- Work required
How many lines of the data hold the word "components"? State the number and nothing else.

- Records to process
┄┄┄┄┄┄
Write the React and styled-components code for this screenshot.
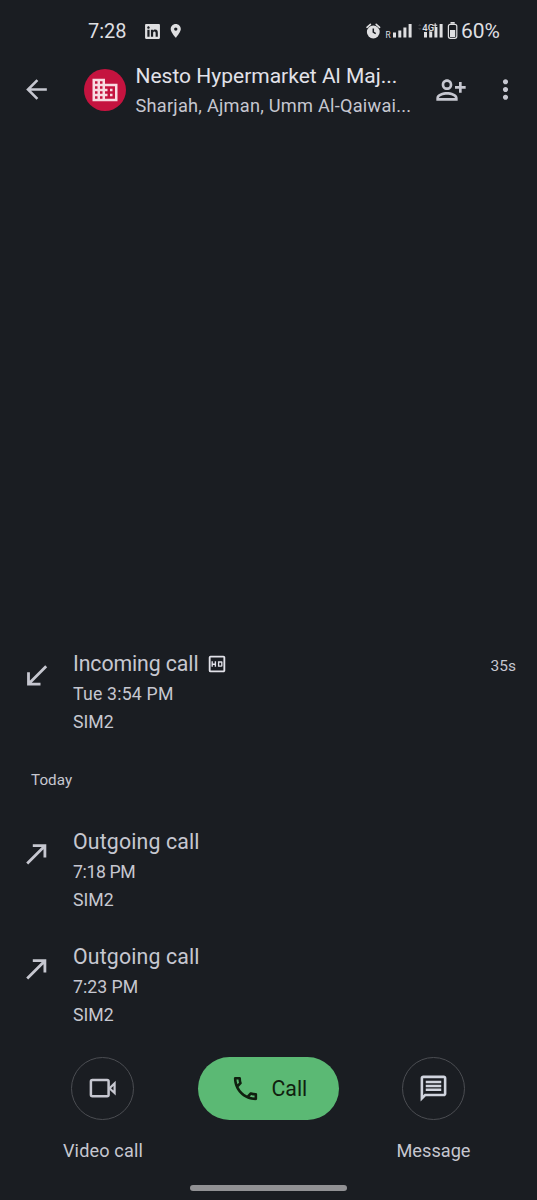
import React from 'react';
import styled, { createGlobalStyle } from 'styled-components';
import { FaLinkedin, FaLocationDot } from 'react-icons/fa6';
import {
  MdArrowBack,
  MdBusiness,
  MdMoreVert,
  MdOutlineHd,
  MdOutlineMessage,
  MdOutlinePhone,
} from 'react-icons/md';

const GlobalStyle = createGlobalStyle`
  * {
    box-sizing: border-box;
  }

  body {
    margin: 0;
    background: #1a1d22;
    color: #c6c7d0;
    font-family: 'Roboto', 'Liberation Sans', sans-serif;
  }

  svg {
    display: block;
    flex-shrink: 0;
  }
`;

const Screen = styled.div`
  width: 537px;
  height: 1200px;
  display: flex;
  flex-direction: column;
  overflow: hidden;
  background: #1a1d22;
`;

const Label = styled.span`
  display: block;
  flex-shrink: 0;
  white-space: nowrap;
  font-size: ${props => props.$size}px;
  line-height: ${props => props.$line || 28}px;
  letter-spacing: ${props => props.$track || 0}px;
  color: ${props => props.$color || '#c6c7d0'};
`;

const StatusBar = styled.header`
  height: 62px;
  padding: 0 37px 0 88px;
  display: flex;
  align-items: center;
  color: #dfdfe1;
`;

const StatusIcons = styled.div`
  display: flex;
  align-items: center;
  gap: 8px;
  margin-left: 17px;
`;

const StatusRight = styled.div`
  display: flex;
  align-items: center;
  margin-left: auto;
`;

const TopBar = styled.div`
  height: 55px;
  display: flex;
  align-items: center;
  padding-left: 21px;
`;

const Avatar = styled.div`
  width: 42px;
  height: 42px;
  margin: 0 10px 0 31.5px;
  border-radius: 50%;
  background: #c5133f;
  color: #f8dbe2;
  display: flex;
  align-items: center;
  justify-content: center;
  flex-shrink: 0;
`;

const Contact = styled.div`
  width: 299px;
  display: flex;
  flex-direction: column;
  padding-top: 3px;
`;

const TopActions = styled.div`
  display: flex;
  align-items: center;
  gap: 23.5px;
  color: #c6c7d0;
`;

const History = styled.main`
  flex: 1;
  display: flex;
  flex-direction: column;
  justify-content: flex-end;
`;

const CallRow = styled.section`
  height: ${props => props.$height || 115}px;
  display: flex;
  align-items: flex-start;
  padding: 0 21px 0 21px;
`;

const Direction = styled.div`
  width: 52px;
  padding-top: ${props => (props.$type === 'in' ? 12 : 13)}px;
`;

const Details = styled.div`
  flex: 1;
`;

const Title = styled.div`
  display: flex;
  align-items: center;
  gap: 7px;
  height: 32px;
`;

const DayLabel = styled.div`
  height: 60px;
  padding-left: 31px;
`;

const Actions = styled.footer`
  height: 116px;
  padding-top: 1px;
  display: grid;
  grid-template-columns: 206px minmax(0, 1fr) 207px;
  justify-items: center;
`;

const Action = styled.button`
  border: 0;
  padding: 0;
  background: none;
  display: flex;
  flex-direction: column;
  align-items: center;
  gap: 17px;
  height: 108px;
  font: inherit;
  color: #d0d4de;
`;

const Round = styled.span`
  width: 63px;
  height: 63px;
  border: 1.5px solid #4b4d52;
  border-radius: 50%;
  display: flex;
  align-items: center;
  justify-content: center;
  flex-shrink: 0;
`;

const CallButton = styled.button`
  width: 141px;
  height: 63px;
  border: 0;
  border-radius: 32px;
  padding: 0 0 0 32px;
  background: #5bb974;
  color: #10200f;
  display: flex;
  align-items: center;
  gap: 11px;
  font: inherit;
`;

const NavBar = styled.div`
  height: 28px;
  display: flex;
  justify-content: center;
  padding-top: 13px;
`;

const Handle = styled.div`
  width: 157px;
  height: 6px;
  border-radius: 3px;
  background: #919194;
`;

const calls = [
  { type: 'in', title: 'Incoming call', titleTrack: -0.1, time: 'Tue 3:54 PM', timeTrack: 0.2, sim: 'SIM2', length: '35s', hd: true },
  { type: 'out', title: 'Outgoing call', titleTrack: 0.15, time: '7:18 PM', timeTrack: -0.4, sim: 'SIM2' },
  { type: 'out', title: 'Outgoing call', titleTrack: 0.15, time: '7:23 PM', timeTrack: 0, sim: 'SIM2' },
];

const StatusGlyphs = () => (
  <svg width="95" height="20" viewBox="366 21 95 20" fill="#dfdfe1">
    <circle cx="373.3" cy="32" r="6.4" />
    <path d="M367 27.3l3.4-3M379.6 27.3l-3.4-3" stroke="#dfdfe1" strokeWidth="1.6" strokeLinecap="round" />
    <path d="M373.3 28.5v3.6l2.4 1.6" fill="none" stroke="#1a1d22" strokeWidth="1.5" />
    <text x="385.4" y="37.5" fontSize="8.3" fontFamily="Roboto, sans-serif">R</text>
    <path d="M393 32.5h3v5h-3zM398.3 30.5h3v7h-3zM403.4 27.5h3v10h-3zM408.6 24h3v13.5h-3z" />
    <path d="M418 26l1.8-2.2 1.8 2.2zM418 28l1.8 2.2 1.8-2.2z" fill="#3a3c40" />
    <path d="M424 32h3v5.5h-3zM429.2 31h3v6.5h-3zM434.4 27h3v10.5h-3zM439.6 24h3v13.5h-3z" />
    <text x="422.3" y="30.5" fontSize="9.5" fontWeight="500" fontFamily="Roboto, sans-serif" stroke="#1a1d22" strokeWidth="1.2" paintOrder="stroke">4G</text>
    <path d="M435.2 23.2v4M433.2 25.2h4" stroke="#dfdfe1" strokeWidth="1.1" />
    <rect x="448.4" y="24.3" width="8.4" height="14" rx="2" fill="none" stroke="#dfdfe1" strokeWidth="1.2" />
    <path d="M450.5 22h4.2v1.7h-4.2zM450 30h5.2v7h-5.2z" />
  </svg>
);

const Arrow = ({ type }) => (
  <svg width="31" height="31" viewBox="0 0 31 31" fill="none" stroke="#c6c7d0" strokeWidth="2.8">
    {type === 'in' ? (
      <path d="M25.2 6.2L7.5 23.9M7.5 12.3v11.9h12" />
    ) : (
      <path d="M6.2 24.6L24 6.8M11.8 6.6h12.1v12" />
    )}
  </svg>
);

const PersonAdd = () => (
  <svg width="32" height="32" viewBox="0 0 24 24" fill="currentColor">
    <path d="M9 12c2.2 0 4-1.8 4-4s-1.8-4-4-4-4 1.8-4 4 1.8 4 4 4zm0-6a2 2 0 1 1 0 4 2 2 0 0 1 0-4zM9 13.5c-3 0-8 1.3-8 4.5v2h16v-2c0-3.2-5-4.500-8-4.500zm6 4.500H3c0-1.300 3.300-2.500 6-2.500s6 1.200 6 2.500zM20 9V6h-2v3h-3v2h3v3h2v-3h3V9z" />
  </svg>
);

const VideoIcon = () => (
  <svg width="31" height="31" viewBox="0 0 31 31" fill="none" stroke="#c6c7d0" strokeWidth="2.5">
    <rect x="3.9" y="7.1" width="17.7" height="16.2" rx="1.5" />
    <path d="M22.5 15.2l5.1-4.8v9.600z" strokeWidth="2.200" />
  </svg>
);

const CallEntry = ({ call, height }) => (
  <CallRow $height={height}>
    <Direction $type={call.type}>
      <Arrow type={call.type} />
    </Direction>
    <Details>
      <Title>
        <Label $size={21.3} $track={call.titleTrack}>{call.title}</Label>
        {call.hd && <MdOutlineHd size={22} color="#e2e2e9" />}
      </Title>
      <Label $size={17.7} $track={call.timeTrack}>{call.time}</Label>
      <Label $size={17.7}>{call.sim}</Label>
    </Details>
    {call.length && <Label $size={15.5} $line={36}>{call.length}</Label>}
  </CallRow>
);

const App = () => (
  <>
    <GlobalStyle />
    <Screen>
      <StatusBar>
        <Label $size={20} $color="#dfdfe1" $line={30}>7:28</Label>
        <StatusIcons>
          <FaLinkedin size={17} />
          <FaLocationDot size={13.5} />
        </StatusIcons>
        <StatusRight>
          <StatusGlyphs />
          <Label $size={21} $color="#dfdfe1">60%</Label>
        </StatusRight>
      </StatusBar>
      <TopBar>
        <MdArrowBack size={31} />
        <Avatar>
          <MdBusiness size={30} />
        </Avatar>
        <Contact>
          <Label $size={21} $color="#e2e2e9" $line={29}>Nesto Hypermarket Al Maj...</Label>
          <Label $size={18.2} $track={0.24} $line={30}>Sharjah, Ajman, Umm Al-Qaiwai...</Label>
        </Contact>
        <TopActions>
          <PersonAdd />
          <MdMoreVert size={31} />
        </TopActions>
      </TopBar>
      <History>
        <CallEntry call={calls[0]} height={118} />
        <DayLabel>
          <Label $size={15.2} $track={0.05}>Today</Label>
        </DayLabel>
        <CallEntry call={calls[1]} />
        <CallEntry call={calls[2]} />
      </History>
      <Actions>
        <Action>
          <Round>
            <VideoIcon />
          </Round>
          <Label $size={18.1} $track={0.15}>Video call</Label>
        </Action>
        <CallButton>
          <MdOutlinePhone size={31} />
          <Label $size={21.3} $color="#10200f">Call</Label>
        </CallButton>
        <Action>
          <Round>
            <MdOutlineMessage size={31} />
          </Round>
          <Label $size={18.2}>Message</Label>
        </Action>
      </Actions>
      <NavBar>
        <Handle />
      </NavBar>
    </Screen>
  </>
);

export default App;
┄┄┄┄┄┄
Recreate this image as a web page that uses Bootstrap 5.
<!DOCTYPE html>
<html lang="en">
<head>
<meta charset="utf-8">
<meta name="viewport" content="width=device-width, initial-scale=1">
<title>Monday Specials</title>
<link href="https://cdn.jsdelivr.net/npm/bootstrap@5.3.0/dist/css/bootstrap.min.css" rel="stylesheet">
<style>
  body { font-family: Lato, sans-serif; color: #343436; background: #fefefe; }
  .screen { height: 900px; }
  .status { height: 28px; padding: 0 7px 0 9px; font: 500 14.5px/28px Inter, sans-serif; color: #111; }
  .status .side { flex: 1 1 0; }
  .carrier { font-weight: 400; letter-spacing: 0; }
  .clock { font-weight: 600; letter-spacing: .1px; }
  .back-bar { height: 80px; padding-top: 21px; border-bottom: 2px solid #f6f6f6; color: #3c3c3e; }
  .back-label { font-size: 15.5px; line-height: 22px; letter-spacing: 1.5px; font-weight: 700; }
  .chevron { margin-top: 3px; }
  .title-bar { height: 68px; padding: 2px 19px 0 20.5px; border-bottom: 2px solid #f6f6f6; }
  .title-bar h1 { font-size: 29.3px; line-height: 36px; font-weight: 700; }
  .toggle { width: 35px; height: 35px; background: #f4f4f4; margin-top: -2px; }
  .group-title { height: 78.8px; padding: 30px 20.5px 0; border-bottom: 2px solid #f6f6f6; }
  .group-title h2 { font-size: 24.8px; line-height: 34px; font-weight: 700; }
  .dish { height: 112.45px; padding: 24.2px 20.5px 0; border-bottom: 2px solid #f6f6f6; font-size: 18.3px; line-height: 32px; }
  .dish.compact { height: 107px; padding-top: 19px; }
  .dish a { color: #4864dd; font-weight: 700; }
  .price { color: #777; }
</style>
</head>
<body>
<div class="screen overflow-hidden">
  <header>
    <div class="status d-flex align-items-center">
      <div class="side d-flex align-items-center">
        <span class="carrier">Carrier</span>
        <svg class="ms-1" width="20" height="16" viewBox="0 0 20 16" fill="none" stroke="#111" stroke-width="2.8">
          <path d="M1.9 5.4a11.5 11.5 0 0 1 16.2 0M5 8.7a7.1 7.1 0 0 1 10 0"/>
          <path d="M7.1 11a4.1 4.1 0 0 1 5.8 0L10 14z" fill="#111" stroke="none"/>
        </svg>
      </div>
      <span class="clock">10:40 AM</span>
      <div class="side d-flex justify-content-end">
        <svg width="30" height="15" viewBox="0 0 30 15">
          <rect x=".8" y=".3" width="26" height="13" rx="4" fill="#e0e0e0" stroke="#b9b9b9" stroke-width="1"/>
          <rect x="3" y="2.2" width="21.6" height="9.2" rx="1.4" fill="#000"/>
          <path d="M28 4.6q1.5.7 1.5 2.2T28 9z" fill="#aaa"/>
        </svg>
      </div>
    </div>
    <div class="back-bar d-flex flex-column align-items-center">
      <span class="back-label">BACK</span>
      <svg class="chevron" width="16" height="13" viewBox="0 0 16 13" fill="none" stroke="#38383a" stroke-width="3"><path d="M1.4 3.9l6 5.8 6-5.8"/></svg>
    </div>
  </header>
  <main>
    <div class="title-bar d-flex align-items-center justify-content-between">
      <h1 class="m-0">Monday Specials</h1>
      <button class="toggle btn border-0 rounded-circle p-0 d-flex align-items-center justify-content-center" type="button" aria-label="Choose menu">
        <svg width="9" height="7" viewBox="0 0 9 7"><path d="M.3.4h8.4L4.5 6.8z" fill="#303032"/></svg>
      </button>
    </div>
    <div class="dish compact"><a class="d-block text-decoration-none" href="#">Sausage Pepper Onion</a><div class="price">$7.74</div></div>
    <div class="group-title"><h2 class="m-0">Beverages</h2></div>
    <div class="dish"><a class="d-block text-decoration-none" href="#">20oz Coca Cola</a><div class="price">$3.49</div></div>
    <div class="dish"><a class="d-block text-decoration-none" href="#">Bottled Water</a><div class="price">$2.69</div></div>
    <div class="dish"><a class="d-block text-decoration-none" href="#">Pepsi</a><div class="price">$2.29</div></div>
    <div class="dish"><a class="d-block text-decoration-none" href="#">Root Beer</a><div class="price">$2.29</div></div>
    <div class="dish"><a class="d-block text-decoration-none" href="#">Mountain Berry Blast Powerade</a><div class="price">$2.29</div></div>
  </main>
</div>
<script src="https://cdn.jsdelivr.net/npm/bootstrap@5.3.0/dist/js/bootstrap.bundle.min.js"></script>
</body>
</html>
┄┄┄┄┄┄
- The reply
2